Pese al auge económico registrado entre 2003 y 2014, no se redujo la fractura social, según ponen de manifiesto el abandono masivo de la

Enseñanza Secundaria y el número creciente de marginados y de personas que viven en las calles. Media un abismo entre la calificación de la oferta laboral, en buena medida cuasi analfabeta, y la demanda, cada vez más exigente.

La sociedad se ha partido, quizá como nunca antes, según factores como barrio, vivienda, educación, valores, conductas, expectativas y posibilidades. 

El nivel de ingresos y de educación son factores que contribuyen a explicar la tasa de delitos, aunque no los únicos.

Un gran estímulo es la percepción de que delinquir implica un bajo riesgo de castigo. Muchos delitos jamás se aclaran. Así, una represión ineficaz, tanto a nivel policial como judicial, promueve las transgresiones. 

Otros factores coadyuvantes son la baja productividad nacional y la depresión económica, con su secuela de desempleo e ingresos reducidos.

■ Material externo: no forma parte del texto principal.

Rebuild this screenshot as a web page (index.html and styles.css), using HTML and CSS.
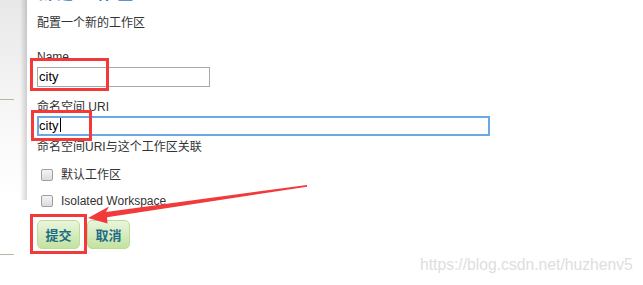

Las adicciones también son un gran estímulo para el delito, así como un contexto cultural propicio, la permisividad y confusión, instituciones débiles y compartimentadas, fenómenos de migración y de desintegración de la comunidad, y un sistema carcelario bestial.

En mayor o menor medida, Uruguay padece casi todos esos males, y un Estado con aspectos fallidos: cada vez más grande, cada vez más incompetente. 

Un gobierno tras otro –de los tres partidos principales– ha fracasado en cumplir una de las funciones básicas del Estado: proveer seguridad a los ciudadanos. 

Resuenan, otra vez, funestas, las profecías que el director nacional de Policía, Mario Layera, hiciera el año pasado a El Observador: “Hemos caído en una anomia social en la que no se cumplen las leyes y nadie quiere hacerlas cumplir estrictamente. El choque de culturas se agrava. Un día los marginados van a ser mayoría. ¿Cómo los vamos a contener? Los ricos vivirán en sus propios barrios, con su propia seguridad, y las pandillas tomarán la ciudad y cobrarán peaje para todo”.

Ricardo Pérez Manrique, expresidente de la Suprema Corte, dijo el año pasado a El País: “La sociedad uruguaya se ha convertido en una fábrica de delincuentes; es la industria más próspera del país porque sigue funcionando”. Y el expresidente José Mujica admitió en agosto que las políticas sociales “no han dado resultado”, pues “asistir no equivale a convencer”. “No le puedo pedir a la policía que arregle el problema de por qué tanta gente agarra para el crimen”. 

En última instancia, los líderes deben creer en el sistema que ellos mismos han creado. Y este es el capítulo en que han fallado los gobiernos, especialmente los de la izquierda: su incompetencia para optimizar el sistema de enseñanza, que es el más apto para repartir herramientas y crear mitos compartidos (una cultura) y fusionar a una sociedad; y su falta de convicción para ejercer la autoridad y hacer cumplir sus propias leyes. 

Una constelación de valores y modos de vida se está rompiendo, sin una alternativa clara. No parece una transición, sino un salto al vacío.